Either way, the cap is a temporary measure until a relief well can be completed and mud and cement can be pumped into the broken well deep underground to seal it more securely than the cap.
The first of the two relief wells being drilled could be done by late July or August.
In a positive sign, work on the relief wells resumed on Friday after it had been suspended earlier in the week for fear that the capping of the well could interfere with it.
But even if the cap proves successful and the relief well drilling continues without a hitch, BP's troubles will not be over as it faces 307 court cases being brought by fishermen, tourist resorts and boat captains who claim their businesses have been completely wrecked this summer by the oil spill.

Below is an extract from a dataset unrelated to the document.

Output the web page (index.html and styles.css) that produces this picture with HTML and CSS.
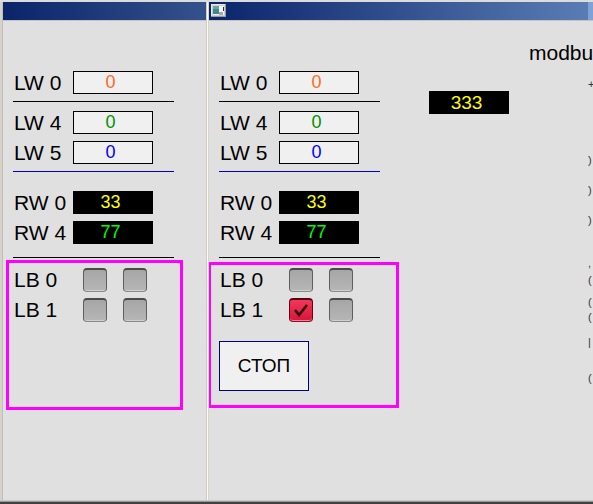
FILE: index.html
```html
<!DOCTYPE html>
<html>
<head>
<meta charset="utf-8">
<link rel="stylesheet" href="styles.css">
</head>
<body>
<div class="frame">
  <div class="top-strip"></div>
  <div class="panes">
    <section class="win win-left">
      <div class="title title-left"></div>
      <div class="title-sep"></div>
      <div class="content">
        <div class="row first"><span class="label">LW 0</span><span class="field light orange">0</span></div>
        <div class="rule black r1"></div>
        <div class="row g9"><span class="label">LW 4</span><span class="field light green">0</span></div>
        <div class="row g7"><span class="label">LW 5</span><span class="field light blue">0</span></div>
        <div class="rule blue-line r1"></div>
        <div class="row g19"><span class="label">RW 0</span><span class="field dark yellow">33</span></div>
        <div class="row g7"><span class="label">RW 4</span><span class="field dark lime">77</span></div>
        <div class="rule black r13"></div>
        <div class="group group-left">
          <div class="lb-row"><span class="lb-label">LB 0</span><span class="cb"></span><span class="cb"></span></div>
          <div class="lb-row"><span class="lb-label">LB 1</span><span class="cb"></span><span class="cb"></span></div>
        </div>
      </div>
    </section>
    <div class="divider"></div>
    <section class="win win-right">
      <div class="title title-right">
        <svg class="ticon" width="15" height="13" viewBox="0 0 15 13">
          <rect x="0" y="0" width="15" height="13" fill="#9a9a9a"/>
          <rect x="0" y="0" width="14" height="12" fill="#e8e8e8"/>
          <rect x="1" y="1" width="13" height="11" fill="#d0d0d0"/>
          <rect x="2" y="2" width="11" height="9" fill="#f4f4f4"/>
          <rect x="2" y="2" width="6" height="8" fill="#3f8a86"/>
          <rect x="2" y="2" width="6" height="3" fill="#6aa6a0"/>
          <rect x="8" y="8" width="4" height="3" fill="#a8a8a8"/>
          <rect x="12" y="3" width="1" height="4" fill="#203040"/>
        </svg>
      </div>
      <div class="title-sep"></div>
      <div class="content canvas">
        <div class="col-a">
          <div class="row first"><span class="label">LW 0</span><span class="field light orange">0</span></div>
          <div class="rule black r1"></div>
          <div class="row g9"><span class="label">LW 4</span><span class="field light green">0</span></div>
          <div class="row g7"><span class="label">LW 5</span><span class="field light blue">0</span></div>
          <div class="rule blue-line r1"></div>
          <div class="row g19"><span class="label">RW 0</span><span class="field dark yellow">33</span></div>
          <div class="row g7"><span class="label">RW 4</span><span class="field dark lime">77</span></div>
          <div class="rule black r13"></div>
          <div class="group group-right">
            <div class="lb-row"><span class="lb-label">LB 0</span><span class="cb"></span><span class="cb"></span></div>
            <div class="lb-row"><span class="lb-label">LB 1</span><span class="cb checked"><svg width="22" height="21" viewBox="0 0 22 21"><polyline points="5,10 9,15 17,5" fill="none" stroke="#2a0008" stroke-width="2.4"/></svg></span><span class="cb"></span></div>
            <button class="stop">СТОП</button>
          </div>
        </div>
        <div class="col-b">
          <span class="field dark yellow big">333</span>
        </div>
        <div class="col-c">
          <div class="modbus">modbu</div>
          <span class="frag m14">+</span>
          <span class="frag m64">)</span>
          <span class="frag m18">)</span>
          <span class="frag m18">)</span>
          <span class="frag m31">,</span>
          <span class="frag m5">(</span>
          <span class="frag m10">(</span>
          <span class="frag m3">(</span>
          <span class="frag m13">|</span>
          <span class="frag m24">(</span>
        </div>
      </div>
    </section>
  </div>
  <div class="bottom-light"></div>
  <div class="bottom-mid"></div>
  <div class="bottom-dark"></div>
</div>
</body>
</html>
```
FILE: styles.css
```css
html, body {
  margin: 0;
  padding: 0;
}
body {
  width: 593px;
  height: 504px;
  overflow: hidden;
  background: #e0e0e0;
  font-family: "Liberation Sans", Arial, sans-serif;
  color: #000;
}
.frame {
  display: flex;
  flex-direction: column;
  width: 593px;
  height: 504px;
}
.top-strip {
  height: 2px;
  background: #dcdcdc;
  flex: none;
}
.panes {
  display: flex;
  height: 498px;
  flex: none;
  border-left: 2px solid #d6d2ca;
  box-shadow: inset 1px 0 0 #c2beb6;
  padding-left: 1px;
}
.win {
  display: flex;
  flex-direction: column;
  overflow: hidden;
}
.win-left {
  width: 203px;
  flex: none;
}
.win-right {
  flex: 1;
  min-width: 0;
}
.divider {
  width: 1px;
  flex: none;
  background: #fbfbf8;
  border-left: 1px solid #cfcbc2;
  border-right: 1px solid #d8d4cc;
}
.title {
  height: 18px;
  flex: none;
  position: relative;
}
.title-left {
  background: linear-gradient(90deg, #0a246a 0%, #34528c 100%);
}
.title-right {
  background: linear-gradient(90deg, #0a246a 0px, #5a7cb4 379px, #7fa2d6 379px, #7fa2d6 100%);
}
.ticon {
  display: block;
  margin: 2px 0 0 2px;
}
.title-sep {
  height: 1px;
  background: #c4c4c4;
  flex: none;
}
.content {
  flex: 1;
  min-height: 0;
}
.canvas {
  display: flex;
  align-items: flex-start;
  overflow: hidden;
}
.col-a {
  width: 190px;
  flex: none;
}
.col-b {
  flex: none;
  margin-left: 30px;
  padding-top: 70px;
}
.col-c {
  flex: none;
  margin-left: 20px;
  padding-top: 20px;
  display: flex;
  flex-direction: column;
  align-items: flex-start;
  white-space: nowrap;
}
.row {
  display: flex;
  align-items: center;
  height: 23px;
  margin-left: 11px;
}
.row.first { margin-top: 50px; }
.row.g9 { margin-top: 9px; }
.row.g7 { margin-top: 7px; }
.row.g19 { margin-top: 19px; }
.label {
  width: 59px;
  font-size: 21px;
  line-height: 23px;
  flex: none;
}
.field {
  display: block;
  width: 80px;
  height: 23px;
  box-sizing: border-box;
  text-align: center;
  font-size: 18px;
  line-height: 21px;
  padding-right: 5px;
  flex: none;
}
.field.light {
  border: 1px solid #000;
  background: #f0f0f0;
}
.field.dark {
  background: #000;
  border: 1px solid #000;
}
.field.big {
  font-size: 19px;
}
.orange { color: #ff6a24; }
.green { color: #009000; }
.blue { color: #0000ff; }
.yellow { color: #ffff00; }
.lime { color: #00ff00; }
.rule {
  width: 161px;
  height: 1px;
  margin-left: 10px;
}
.rule.black { background: #000; }
.rule.blue-line { background: #0000c8; }
.rule.r1 { margin-top: 7px; }
.rule.r13 { margin-top: 13px; }
.group {
  box-sizing: border-box;
  border: 3px solid #ff00ff;
}
.group-left {
  margin-top: 2px;
  margin-left: 3px;
  width: 177px;
  height: 150px;
  padding: 5px 0 0 5px;
}
.group-right {
  margin-top: 4px;
  margin-left: -1px;
  width: 191px;
  height: 146px;
  padding: 3px 0 0 9px;
}
.lb-row {
  display: flex;
  align-items: center;
  height: 24px;
  margin-bottom: 6px;
}
.lb-label {
  width: 69px;
  font-size: 21px;
  line-height: 24px;
  flex: none;
}
.cb {
  width: 24px;
  height: 24px;
  box-sizing: border-box;
  margin-right: 16px;
  border-radius: 4px;
  border-top: 2px solid #4a4a4a;
  border-left: 1px solid #5e5e5e;
  border-right: 1px solid #5e5e5e;
  border-bottom: 1px solid #8a8a8a;
  background: linear-gradient(#a6a6a6, #b6b6b6);
  box-shadow: inset 0 -1px 0 #d0d0d0;
  flex: none;
  display: flex;
  align-items: center;
  justify-content: center;
}
.cb.checked {
  border-top: 2px solid #5a0010;
  border-left: 1px solid #6a0018;
  border-right: 1px solid #6a0018;
  border-bottom: 1px solid #8a1028;
  background: linear-gradient(#f2385a, #d8143a);
  box-shadow: inset 0 -1px 0 #f08098;
}
.cb svg { display: block; }
.stop {
  display: block;
  margin: 19px 0 0 -1px;
  width: 90px;
  height: 50px;
  box-sizing: border-box;
  border: 1px solid #000080;
  background: #f0f0f0;
  font-family: "Liberation Sans", Arial, sans-serif;
  font-size: 19px;
  color: #000;
  padding: 0;
}
.modbus {
  font-size: 21px;
  line-height: 23px;
}
.frag {
  display: block;
  margin-left: 59px;
  height: 12px;
  font-size: 11px;
  line-height: 12px;
  color: #333;
}
.m14 { margin-top: 14px; }
.m64 { margin-top: 64px; }
.m18 { margin-top: 18px; }
.m31 { margin-top: 31px; }
.m5 { margin-top: 5px; }
.m10 { margin-top: 10px; }
.m3 { margin-top: 3px; }
.m13 { margin-top: 13px; }
.m24 { margin-top: 24px; }
.bottom-light {
  height: 1px;
  background: #c8c8c8;
  flex: none;
}
.bottom-mid {
  height: 1px;
  background: #9a9a9a;
  flex: none;
}
.bottom-dark {
  height: 2px;
  background: #404040;
  flex: none;
}
```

And on Friday, fishermen in Mississippi walked out of a town hall meeting in Biloxi in protest after Kenneth Feinberg, the federal official in charge of administering BP's $20bn compensation fund, said money the fishermen earned doing clean-up work for BP would be subtracted from their claim against the company.
"I am furious about this," said Tuget Nguyen, a fisherman. "If he takes away the money we are making from BP when we get our claims, then nobody is going to work for BP to clean up this oil and we will not rent our boats to BP either. It is not fair."
Thousands of fishermen in Louisiana, Mississippi, Alabama and Florida, out of work because federal authorities have closed much of the Gulf to fishing, are working for the Vessels of Opportunity programme, skimming oil from the water and protecting coastlines.
Meanwhile, the massive job of cleaning up the government estimated 356 million and 697 million litres of oil spilled into the Gulf continues.
Tim Kerner, the mayor of Lafitte, Louisiana, said the crisis was not over by a long shot.
"There's millions and millions of gallons of oil out there, and they need to keep the fishermen working," he said. "It's no time to pull back. It's time to continue to fight until we know it's over.
"I don't want everybody to think we won this battle. This battle's going to be ongoing for a while."